Thursday, August 22, 2019

Another privacy class action dismissed due to lack of compensable damages

Privacy class actions seem to be having a bit of a rough time as of late.

“The need to change a password at a higher frequency cannot give rise to a serious compensable loss claim.”

Following a trend that has become reasonably well established in Québec and is expanding across Canada, the province’s Superior Court has refused to certify a privacy class action on the basis that the representative plaintiff did not experience any compensable harm. In Bourbonnière c. Yahoo! Inc., Justice Tremblay considered a certification application brought by a putative class of individuals affected by a range of data breaches suffered by Yahoo! Inc. and Yahoo! Canada Corp. Yahoo! had announced a number of incidents, including one that saw information about 500 million users stolen in 2014, another in 2013 which also involved information theft and unauthorized access to account data using a forged digital cookie file.

The representative plaintiff testified that she had no reason to believe that she had been a victim of identity theft or fraud as a result, and had not identified any suspicious financial transactions. In addition, she continues to use her Yahoo! mail account and has not signed up for any identity theft protection or credit monitoring products.

The Court summarized her harm at paragraphs 36 and 37:

[36] In summary, Plaintiff has not incurred any out-of-pocket costs associated with the protection of her personal and/or financial information.

[37] The only prejudice suffered by the Plaintiff relates to the inconvenience of having to change her passwords in all of the accounts associated with her Yahoo email address and the alleged embarrassment suffered as a result of spam emails that were sent to her friends.
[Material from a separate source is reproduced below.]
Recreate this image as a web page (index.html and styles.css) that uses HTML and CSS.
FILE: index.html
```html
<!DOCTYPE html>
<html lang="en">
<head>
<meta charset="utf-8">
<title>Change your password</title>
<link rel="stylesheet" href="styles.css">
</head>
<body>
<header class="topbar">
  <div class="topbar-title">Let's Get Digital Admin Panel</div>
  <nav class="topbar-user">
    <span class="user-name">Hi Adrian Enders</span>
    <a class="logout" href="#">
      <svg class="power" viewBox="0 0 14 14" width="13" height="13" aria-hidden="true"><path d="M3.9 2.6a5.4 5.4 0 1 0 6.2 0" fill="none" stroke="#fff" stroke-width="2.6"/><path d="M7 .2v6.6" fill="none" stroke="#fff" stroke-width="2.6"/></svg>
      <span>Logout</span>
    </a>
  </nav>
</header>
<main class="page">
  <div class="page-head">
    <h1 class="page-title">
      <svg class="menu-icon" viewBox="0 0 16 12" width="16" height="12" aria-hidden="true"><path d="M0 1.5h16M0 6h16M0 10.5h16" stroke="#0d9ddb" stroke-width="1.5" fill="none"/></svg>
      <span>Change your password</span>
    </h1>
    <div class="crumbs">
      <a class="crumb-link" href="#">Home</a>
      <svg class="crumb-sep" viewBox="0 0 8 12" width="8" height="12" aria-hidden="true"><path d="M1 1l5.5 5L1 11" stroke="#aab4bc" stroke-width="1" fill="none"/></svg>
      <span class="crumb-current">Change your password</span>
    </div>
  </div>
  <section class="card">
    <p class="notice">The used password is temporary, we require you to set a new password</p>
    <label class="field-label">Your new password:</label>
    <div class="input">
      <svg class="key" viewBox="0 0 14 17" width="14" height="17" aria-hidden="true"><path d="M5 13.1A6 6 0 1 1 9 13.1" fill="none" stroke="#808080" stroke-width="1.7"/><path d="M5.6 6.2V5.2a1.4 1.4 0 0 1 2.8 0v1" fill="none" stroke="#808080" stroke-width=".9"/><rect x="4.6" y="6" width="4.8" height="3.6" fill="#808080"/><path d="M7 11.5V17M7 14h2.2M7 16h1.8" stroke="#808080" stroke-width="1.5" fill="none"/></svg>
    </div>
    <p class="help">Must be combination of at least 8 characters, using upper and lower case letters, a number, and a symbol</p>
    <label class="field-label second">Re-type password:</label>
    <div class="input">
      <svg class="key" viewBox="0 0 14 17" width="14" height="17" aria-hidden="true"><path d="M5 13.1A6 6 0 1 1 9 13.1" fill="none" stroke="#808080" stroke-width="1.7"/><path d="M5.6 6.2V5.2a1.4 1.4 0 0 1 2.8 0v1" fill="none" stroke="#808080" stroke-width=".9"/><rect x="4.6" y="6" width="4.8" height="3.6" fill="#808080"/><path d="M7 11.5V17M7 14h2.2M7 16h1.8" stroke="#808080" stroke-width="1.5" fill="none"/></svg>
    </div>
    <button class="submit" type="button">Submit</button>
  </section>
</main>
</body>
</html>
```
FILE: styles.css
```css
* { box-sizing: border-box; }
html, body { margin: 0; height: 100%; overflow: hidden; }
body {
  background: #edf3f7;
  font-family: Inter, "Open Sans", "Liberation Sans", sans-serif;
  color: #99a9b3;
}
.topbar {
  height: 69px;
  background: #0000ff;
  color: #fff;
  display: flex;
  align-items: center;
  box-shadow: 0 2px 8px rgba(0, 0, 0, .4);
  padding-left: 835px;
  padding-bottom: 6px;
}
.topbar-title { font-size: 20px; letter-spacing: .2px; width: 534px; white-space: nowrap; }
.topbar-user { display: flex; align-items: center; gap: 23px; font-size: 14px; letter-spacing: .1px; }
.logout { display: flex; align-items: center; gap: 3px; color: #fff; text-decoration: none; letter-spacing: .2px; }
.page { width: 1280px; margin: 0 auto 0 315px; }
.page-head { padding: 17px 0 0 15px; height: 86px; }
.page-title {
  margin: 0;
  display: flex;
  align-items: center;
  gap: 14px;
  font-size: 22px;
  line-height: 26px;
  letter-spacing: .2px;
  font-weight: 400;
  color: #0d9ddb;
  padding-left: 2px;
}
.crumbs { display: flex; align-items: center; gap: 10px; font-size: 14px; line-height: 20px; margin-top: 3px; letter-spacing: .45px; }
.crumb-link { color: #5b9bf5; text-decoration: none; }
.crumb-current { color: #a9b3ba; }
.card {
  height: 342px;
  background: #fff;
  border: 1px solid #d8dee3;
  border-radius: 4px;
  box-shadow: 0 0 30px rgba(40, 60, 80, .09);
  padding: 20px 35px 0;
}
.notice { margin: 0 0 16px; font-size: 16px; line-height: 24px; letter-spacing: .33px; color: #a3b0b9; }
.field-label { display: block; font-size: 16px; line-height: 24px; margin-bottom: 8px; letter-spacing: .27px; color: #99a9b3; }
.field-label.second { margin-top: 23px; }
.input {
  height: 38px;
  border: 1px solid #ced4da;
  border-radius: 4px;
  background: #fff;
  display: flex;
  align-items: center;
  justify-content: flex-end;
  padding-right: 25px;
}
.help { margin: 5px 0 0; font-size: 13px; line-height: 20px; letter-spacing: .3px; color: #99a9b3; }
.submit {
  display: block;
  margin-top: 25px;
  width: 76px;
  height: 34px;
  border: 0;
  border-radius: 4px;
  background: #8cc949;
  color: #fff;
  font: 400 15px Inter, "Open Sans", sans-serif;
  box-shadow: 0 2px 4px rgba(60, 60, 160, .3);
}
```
The Court is of the view that such prejudice is insufficient to justify a class action.


This conclusion was based on a growing line of authorities in Québec. The Court referred to Mustapha v. Culligan of Canada Ltd of the Supreme Court of Canada, standing for the proposition that “compensable injury must be ‘serious and prolonged’ and rise above the ordinary annoyances, anxieties and fears that a person living in society may experience”.

[42] Similarly, in Mazzonna, a case involving the loss of data tape, the Superior Court concludes that the anxiety felt by the plaintiff upon and after learning that her personal information had been lost and the modification of habits in the manner in which she managed her bank account, is not enough to meet the threshold, even on a prima facie basis, of the existence of compensable damages.
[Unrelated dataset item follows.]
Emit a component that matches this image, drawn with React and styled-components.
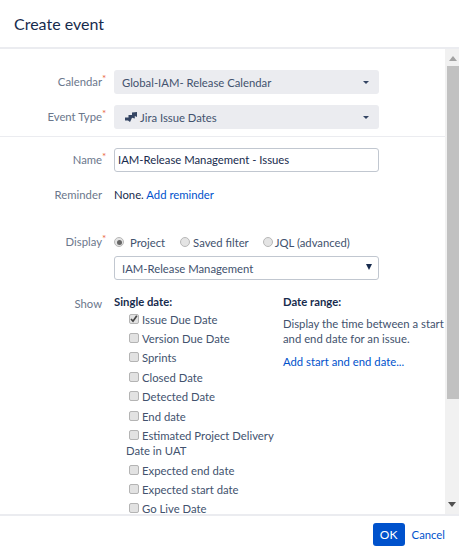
import React from "react";
import styled, { createGlobalStyle } from "styled-components";

const Global = createGlobalStyle`
  html, body { margin: 0; padding: 0; background: #fff; }
  body { font-family: "Lato", "Noto Sans", sans-serif; font-size: 11.3px; color: #172b4d; }
  * { box-sizing: border-box; }
`;
const Dialog = styled.div`
  width: 459px; height: 553px; display: flex; flex-direction: column; overflow: hidden; background: #fff;
`;
const Header = styled.header`
  height: 49px; flex: none; border-bottom: 2px solid #ebecf0; padding: 13px 14px 0;
`;
const Title = styled.h2`
  margin: 0; font-size: 16px; line-height: 22px; font-weight: 400; color: #172b4d;
`;
const Middle = styled.div`
  flex: 1; min-height: 0; display: flex;
`;
const Scroll = styled.div`
  flex: 1; min-width: 0; overflow: hidden; padding-top: 21px;
`;
const Row = styled.div`
  display: grid; grid-template-columns: 102px 1fr; column-gap: 12px; align-items: ${p => p.$align || "center"};
  min-height: ${p => p.$h || 24}px; margin-bottom: ${p => p.$mb || 0}px; margin-top: ${p => p.$mt || 0}px;
`;
const Label = styled.label`
  text-align: right; color: #6b778c; line-height: 16px; position: relative; margin-top: ${p => p.$mt || 0}px;
`;
const Star = styled.span`
  position: absolute; left: 100%; top: -2px; color: #e9663f; font-size: 10px; line-height: 12px;
`;
const SelectBox = styled.div`
  width: 265px; height: 24px; background: #ebecf0; border-radius: 3px; display: flex; align-items: center;
  padding: 0 10px 0 ${p => p.$pl || 8}px; color: #42526e;
`;
const Grow = styled.span`
  flex: 1; display: flex; align-items: center; gap: 2px;
`;
const Caret = styled.span`
  width: 0; height: 0; border-left: 3.5px solid transparent; border-right: 3.5px solid transparent; border-top: 3.5px solid #344563;
`;
const Divider = styled.hr`
  margin: 7px 0 11px; border: 0; border-top: 1px solid #ebecf0; height: 0;
`;
const Input = styled.div`
  width: 265px; height: 24px; border: 1px solid #c1c7d0; border-radius: 3px; padding: 0 3px; line-height: 22px; color: #172b4d;
`;
const Plain = styled.div`
  line-height: 16px; color: #172b4d;
`;
const Link = styled.a`
  color: #0052cc; text-decoration: none;
`;
const Radios = styled.div`
  display: flex; align-items: center;
`;
const RadioItem = styled.span`
  display: inline-flex; align-items: center; color: #42526e; margin-right: ${p => p.$mr}px; gap: ${p => p.$gap}px;
`;
const Radio = styled.span`
  width: 10px; height: 10px; border-radius: 50%; border: 1px solid #b8b8b8; background: #e4e4e4; display: inline-block; position: relative;
  ${p => p.$on && `&::after { content: ""; position: absolute; inset: 1.5px; border-radius: 50%; background: #666; }`}
`;
const NativeSelect = styled.div`
  width: 265px; height: 24px; margin-left: 114px; border: 1px solid #c1c7d0; border-radius: 3px; display: flex; align-items: center;
  padding: 0 6px 0 7px; color: #42526e; margin-top: 6px; margin-bottom: 14px;
`;
const BlackCaret = styled.span`
  width: 0; height: 0; border-left: 3.5px solid transparent; border-right: 3.5px solid transparent; border-top: 6px solid #172b4d; margin-top: -3px;
`;
const Columns = styled.div`
  display: grid; grid-template-columns: 169px 162px;
`;
const Heading = styled.div`
  font-weight: 700; line-height: 16px; color: #172b4d;
`;
const CheckList = styled.div`
  margin-top: -0.5px; padding-left: 12px;
`;
const CheckItem = styled.div`
  line-height: 15px; color: #42526e; margin-bottom: 2.45px; width: 150px; text-indent: 3px; padding-top: 2px;
`;
const Box = styled.span`
  display: inline-block; width: 10px; height: 10px; border: 1px solid #b4b4b4; border-radius: 2px; background: #e2e2e2; margin-right: 3px; vertical-align: 0; position: relative;
  svg { position: absolute; left: 0; top: 0; }
`;
const Para = styled.p`
  margin: 6px 0 9px; line-height: 15px; color: #42526e;
`;
const ScrollBar = styled.div`
  width: 14px; flex: none; background: #f1f1f1; display: flex; flex-direction: column; align-items: flex-end; position: relative;
`;
const ArrowUp = styled.span`
  width: 0; height: 0; align-self: center; margin: 7px 0 5px 2px; border-left: 4px solid transparent; border-right: 4px solid transparent; border-bottom: 5px solid #a3a3a3;
`;
const Thumb = styled.div`
  width: 12px; height: 333px; background: #c1c1c1;
`;
const ArrowDown = styled.span`
  width: 0; height: 0; position: absolute; bottom: 7px; left: 3px; border-left: 4px solid transparent; border-right: 4px solid transparent; border-top: 5px solid #505050;
`;
const Footer = styled.footer`
  height: 39px; flex: none; border-top: 2px solid #ebecf0; display: flex; align-items: center; justify-content: flex-end; padding: 0 14px 0 0; gap: 7px;
`;
const Ok = styled.button`
  width: 32px; height: 23px; background: #0052cc; border: 0; border-radius: 3px; color: #fff; font: 400 12px "Lato", sans-serif; padding: 0;
`;

const JiraIcon = () => (
  <svg width="14" height="12" viewBox="0 0 14 12" fill="#344563">
    <path d="M1 6.5 L4.5 6.5 L4.5 4 L8 4 L8 1.5 L13 1 L13 6 L10.8 5 L10.8 7.5 L8 6.8 L7 9 L6 11 L4 9.5 L1 9.5 Z" />
  </svg>
);
const Tick = () => (
  <svg width="8" height="8" viewBox="0 0 8 8"><path d="M1 4 L3 6.2 L6.8 0.8" fill="none" stroke="#444" strokeWidth="1.7" /></svg>
);
const items = ["Version Due Date", "Sprints", "Closed Date", "Detected Date", "End date", "Estimated Project Delivery Date in UAT", "Expected end date", "Expected start date", "Go Live Date"];

export default function App() {
  return (
    <>
      <Global />
      <Dialog>
        <Header><Title>Create event</Title></Header>
        <Middle>
          <Scroll>
            <Row $mb={11}>
              <Label>Calendar<Star>*</Star></Label>
              <SelectBox><Grow>Global-IAM- Release Calendar</Grow><Caret /></SelectBox>
            </Row>
            <Row>
              <Label>Event Type<Star>*</Star></Label>
              <SelectBox $pl={10}><Grow><JiraIcon />Jira Issue Dates</Grow><Caret /></SelectBox>
            </Row>
            <Divider />
            <Row $mb={11}>
              <Label>Name<Star>*</Star></Label>
              <Input>IAM-Release Management - Issues</Input>
            </Row>
            <Row $h={24} $mb={27}>
              <Label>Reminder</Label>
              <Plain>None. <Link>Add reminder</Link></Plain>
            </Row>
            <Row $h={16}>
              <Label>Display<Star>*</Star></Label>
              <Radios>
                <RadioItem $mr={15} $gap={6}><Radio $on />Project</RadioItem>
                <RadioItem $mr={14} $gap={3}><Radio />Saved filter</RadioItem>
                <RadioItem $mr={0} $gap={2}><Radio />JQL (advanced)</RadioItem>
              </Radios>
            </Row>
            <NativeSelect><Grow>IAM-Release Management</Grow><BlackCaret /></NativeSelect>
            <Row $align="start" $mt={1}>
              <Label $mt={2}>Show</Label>
              <Columns>
                <div>
                  <Heading>Single date:</Heading>
                  <CheckList>
                    <CheckItem><Box><Tick /></Box>Issue Due Date</CheckItem>
                    {items.map(t => <CheckItem key={t}><Box />{t}</CheckItem>)}
                  </CheckList>
                </div>
                <div>
                  <Heading>Date range:</Heading>
                  <Para>Display the time between a start and end date for an issue.</Para>
                  <Link>Add start and end date...</Link>
                </div>
              </Columns>
            </Row>
          </Scroll>
          <ScrollBar><ArrowUp /><Thumb /><ArrowDown /></ScrollBar>
        </Middle>
        <Footer><Ok>OK</Ok><Link>Cancel</Link></Footer>
      </Dialog>
    </>
  );
}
[43] The present case can be distinguished from other data security incident cases such as Zuckerman and Belley since, unlike these two other cases, Plaintiff has not incurred any expenses for credit monitoring services nor was she a victim of identity theft.

[44] The transient embarrassement [sic] and inconveniences invoked by the Plaintiff are of the nature of ordinary annoyance and do not constitute compensable damages recoverable under the applicable law. Indeed, the need to change a password at a higher frequency cannot give rise to a serious compensable loss claim.


The Court also had issues with the composition of the class, particularly a subclass referred to as the “Collateral Victims”, being “all other persons, businesses, entities, corporations, financial institutions or banks who suffered damages or incurred expenses as a result of the data security incidents”. As the plaintiffs had not identified any single “Collateral Victim”, the court concluded that this particular subclass was “artificial” and questioned its existence.

The application for certification was dismissed. It is notable that a parallel Ontario proceeding is ongoing.